Quella mattina lasciai le Tavor sul tavolo di casa.
Proprio lì accanto alla tazzina sporca di caffè e a quella sigaretta che aveva appena avvelenato i miei polmoni. Decisi che avrei affrontato la montagna e le mie paure come si fa con un vecchio amico, senza precauzioni.
Qualche mese prima tutto ciò mi avrebbe terrorizzato ancor prima di mettere in spalla lo zaino. Qualche mese prima la paura di deludere Gaia e di farle vedere che stavo male, mi avrebbe bloccato le gambe e annebbiato i riflessi ancor prima di partire. La chiamano ansia anticipatoria ed è la fine prima dell’inizio. Ora ero da solo. Era la conseguenza delle mie incontrollabili emozioni. Avevo perso per sempre l’unica persona che sinceramente mi aveva amato e con la quale avevo finalmente capito cos’era la felicità. Potevo contare solo su me stesso ma sapevo che la montagna mi avrebbe aiutato. Lo aveva sempre fatto.
Iniziai a salire le prime rampe della Croda del Becco lasciandomi il lago incantato alle spalle. Un sole rovente rifletteva sulle rocce bianche annebbiando la mia vista. La mia andatura si fece sin da subito traballante, sapevo di non avere la protezione della pillola magica.
I primi tremolii si fecero sentire ancor prima del bosco. La testa iniziò a sembrarmi vuota, il cuore a battere all’impazzata, i muscoli delle spalle si irrigidirono e la salivazione quasi scomparve. Era come ogni volta, morivo e poi rinascevo lentamente. Mi succedeva dagli ultimi tempi dell’Università.

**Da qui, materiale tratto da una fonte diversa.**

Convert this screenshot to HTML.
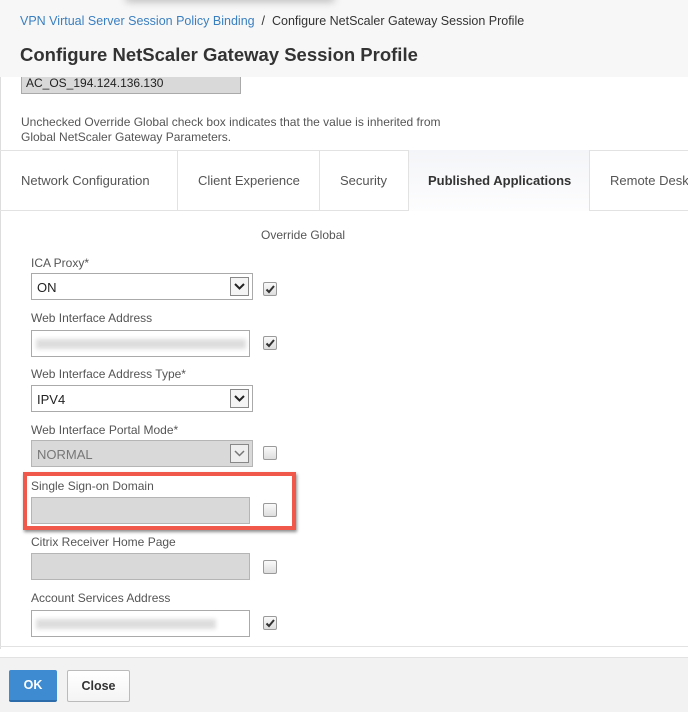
<!DOCTYPE html>
<html><head><meta charset="utf-8"><style>
*{box-sizing:border-box;margin:0;padding:0}
body{width:688px;height:712px;overflow:hidden;background:#fff;font-family:"Liberation Sans",sans-serif;position:relative;color:#333}
.a{position:absolute}
.lbl{position:absolute;left:31px;font-size:12px;color:#555}
.inp{position:absolute;left:31px;width:219px;height:27px;border:1px solid #aaa;background:#fff}
.dis{background:#d9d9d9;border-color:#b5b5b5}
.sel{width:222px;font-size:13px;color:#222;padding:6px 5px}
.arr{position:absolute;right:3px;top:3px;width:19px;height:19px;border:1px solid #888;background:#f4f4f4}
.cb{position:absolute;left:263px;width:14px;height:14px;border:1px solid #9a9a9a;border-radius:2px;background:linear-gradient(#fafafa,#ddd)}
.cb svg{position:absolute;left:0;top:0}
.blur{position:absolute;left:4px;top:8px;height:10px;background:#ddd;filter:blur(2px)}
</style></head><body>
<div class="a" style="left:0;top:0;width:688px;height:77px;background:#f7f7f7"></div>
<div class="a" style="left:125px;top:-6px;width:210px;height:8px;background:#bbb;filter:blur(4px);border-radius:4px"></div>
<div class="a" style="left:20px;top:14px;font-size:12.5px;white-space:nowrap"><span style="color:#3a7fc0">VPN Virtual Server Session Policy Binding</span><span style="color:#333">&nbsp;&nbsp;/&nbsp;&nbsp;Configure NetScaler Gateway Session Profile</span></div>
<div class="a" style="left:20px;top:44px;font-size:18.5px;font-weight:bold;color:#333;white-space:nowrap">Configure NetScaler Gateway Session Profile</div>
<div class="a" style="left:0;top:77px;width:1px;height:572px;background:#ddd"></div>
<div class="a" style="left:21px;top:77px;width:220px;height:17px;background:#d9d9d9;border:1px solid #aaa;border-top:none;font-size:12px;padding-left:4px;line-height:12px;color:#222">AC_OS_194.124.136.130</div>
<div class="a" style="left:21px;top:115px;font-size:12px;color:#555;line-height:15px;white-space:nowrap">Unchecked Override Global check box indicates that the value is inherited from<br>Global NetScaler Gateway Parameters.</div>
<div class="a" style="left:0;top:150px;width:688px;height:1px;background:#e2e2e2"></div>
<div class="a" style="left:0;top:210px;width:688px;height:1px;background:#e2e2e2"></div>
<div class="a" style="left:408px;top:150px;width:182px;height:61px;background:linear-gradient(#f4f5f8,#fdfdfe);border-left:1px solid #e2e2e2;border-right:1px solid #e2e2e2"></div>
<div class="a" style="left:177px;top:150px;width:1px;height:60px;background:#e2e2e2"></div>
<div class="a" style="left:319px;top:150px;width:1px;height:60px;background:#e2e2e2"></div>
<div class="a" style="top:173px;left:21px;font-size:13px;color:#555">Network Configuration</div>
<div class="a" style="top:173px;left:198px;font-size:13px;color:#555">Client Experience</div>
<div class="a" style="top:173px;left:340px;font-size:13px;color:#555">Security</div>
<div class="a" style="top:173px;left:428px;font-size:13px;font-weight:bold;color:#333">Published Applications</div>
<div class="a" style="top:173px;left:610px;font-size:13px;color:#555;white-space:nowrap">Remote Desktop</div>
<div class="a" style="left:261px;top:228px;font-size:12px;color:#555">Override Global</div>

<div class="lbl" style="top:256px">ICA Proxy*</div>
<div class="inp sel" style="top:273px">ON<div class="arr"><svg width="17" height="17"><path d="M4 6l4.5 4.5L13 6" stroke="#222" stroke-width="2" fill="none"/></svg></div></div>
<div class="cb" style="top:282px"><svg width="12" height="12"><path d="M2.5 6.5l2.5 2.5L10 3" stroke="#333" stroke-width="2" fill="none"/></svg></div>

<div class="lbl" style="top:311px">Web Interface Address</div>
<div class="inp" style="top:330px"><div class="blur" style="width:210px"></div></div>
<div class="cb" style="top:336px"><svg width="12" height="12"><path d="M2.5 6.5l2.5 2.5L10 3" stroke="#333" stroke-width="2" fill="none"/></svg></div>

<div class="lbl" style="top:367px">Web Interface Address Type*</div>
<div class="inp sel" style="top:385px">IPV4<div class="arr"><svg width="17" height="17"><path d="M4 6l4.5 4.5L13 6" stroke="#222" stroke-width="2" fill="none"/></svg></div></div>

<div class="lbl" style="top:423px">Web Interface Portal Mode*</div>
<div class="inp sel dis" style="top:440px;color:#777">NORMAL<div class="arr" style="background:#eee"><svg width="17" height="17"><path d="M4 6l4.5 4.5L13 6" stroke="#777" stroke-width="1.5" fill="none"/></svg></div></div>
<div class="cb" style="top:446px"></div>

<div class="a" style="left:23px;top:472px;width:273px;height:58px;border:4px solid #f0584b;box-shadow:1px 2px 3px rgba(0,0,0,.45)"></div>
<div class="lbl" style="top:479px">Single Sign-on Domain</div>
<div class="inp dis" style="top:497px"></div>
<div class="cb" style="top:503px"></div>

<div class="lbl" style="top:535px">Citrix Receiver Home Page</div>
<div class="inp dis" style="top:553px"></div>
<div class="cb" style="top:560px"></div>

<div class="lbl" style="top:591px">Account Services Address</div>
<div class="inp" style="top:610px"><div class="blur" style="width:180px"></div></div>
<div class="cb" style="top:616px"><svg width="12" height="12"><path d="M2.5 6.5l2.5 2.5L10 3" stroke="#333" stroke-width="2" fill="none"/></svg></div>

<div class="a" style="left:0;top:646px;width:688px;height:1px;background:#e2e2e2"></div>
<div class="a" style="left:0;top:657px;width:688px;height:55px;background:#f2f2f2;border-top:1px solid #e2e2e2"></div>
<div class="a" style="left:9px;top:670px;width:48px;height:32px;background:#3f8bd1;border-bottom:2px solid #2d6cab;border-radius:2px;color:#fff;font-weight:bold;font-size:12.5px;text-align:center;line-height:31px">OK</div>
<div class="a" style="left:67px;top:670px;width:63px;height:32px;background:linear-gradient(#fff,#f4f4f4);border:1px solid #bbb;border-radius:2px;color:#333;font-weight:bold;font-size:12.5px;text-align:center;line-height:30px">Close</div>
</body></html>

Venne l’ombra degli alberi. Mi fermai e con me quelle flebili speranze di potercela finalmente fare. Mi chiusi a bozzolo su una roccia. La mia mente iniziò a prendersi gioco di me. Mi fece cadere da un precipizio, mi sotterrò sotto una rumorosa frana, mi fece divorare da un branco di lupi, fece calar la notte buia. “E’ finita”, pensai.
Stavo correndo in una grande savana. Io ero la montagna e la montagna me.
Fu allora che la montagna mi parlò e lo fece dolcemente attraverso il canto di un fringuello alpino. Quel suono rilassò i miei muscoli e risincronizzò il battito del mio cuore. Vidi un po’ di luce. Mi alzai e scorsi due mucche attraverso gli alberi, stese in una piccola radura. Mi avvicinai, me lo fecero fare quasi consapevoli che non mangiavo la loro carne da circa un anno grazie a quella scelta che rafforzava i miei ideali. Iniziai ad accarezzare la grande testa di una di loro. Le mie mani si fecero più ferme, le mie gambe pure.
Un grande abete rosso attirò la mia attenzione. Lo abbracciai. Già in passato avevo compiuto questa sorta di rito ma quella volta lo feci più intensamente. Sentii il suo fluido vitale scorrere nelle mie vene. Riaffrontai le ripide rampe, i fantasmi della mia mente sembravano spariti. Mi prese quell’eccitazione tipica di un bambino che a Natale aspetta la slitta con le renne. Sarei salito fino in cima e avrei sfoggiato il sorriso più grande da quando vidi per la prima volta le Dolomiti.
Non esistevano più tratti ripidi, esposti, passaggi difficili, brutti pensieri. Stavo correndo in una grande savana. Io ero la montagna e la montagna me. Il lago di Braies sembrava così piccolo da lassù ma non era mai stato tanto bello.
Si dice che tutte le battaglie, anche quelle perse, servano ad insegnarci qualcosa. Ne ho perse troppe ed ho imparato molto ma quel giorno, quel fottuto giorno, non fu di certo la mia Waterloo.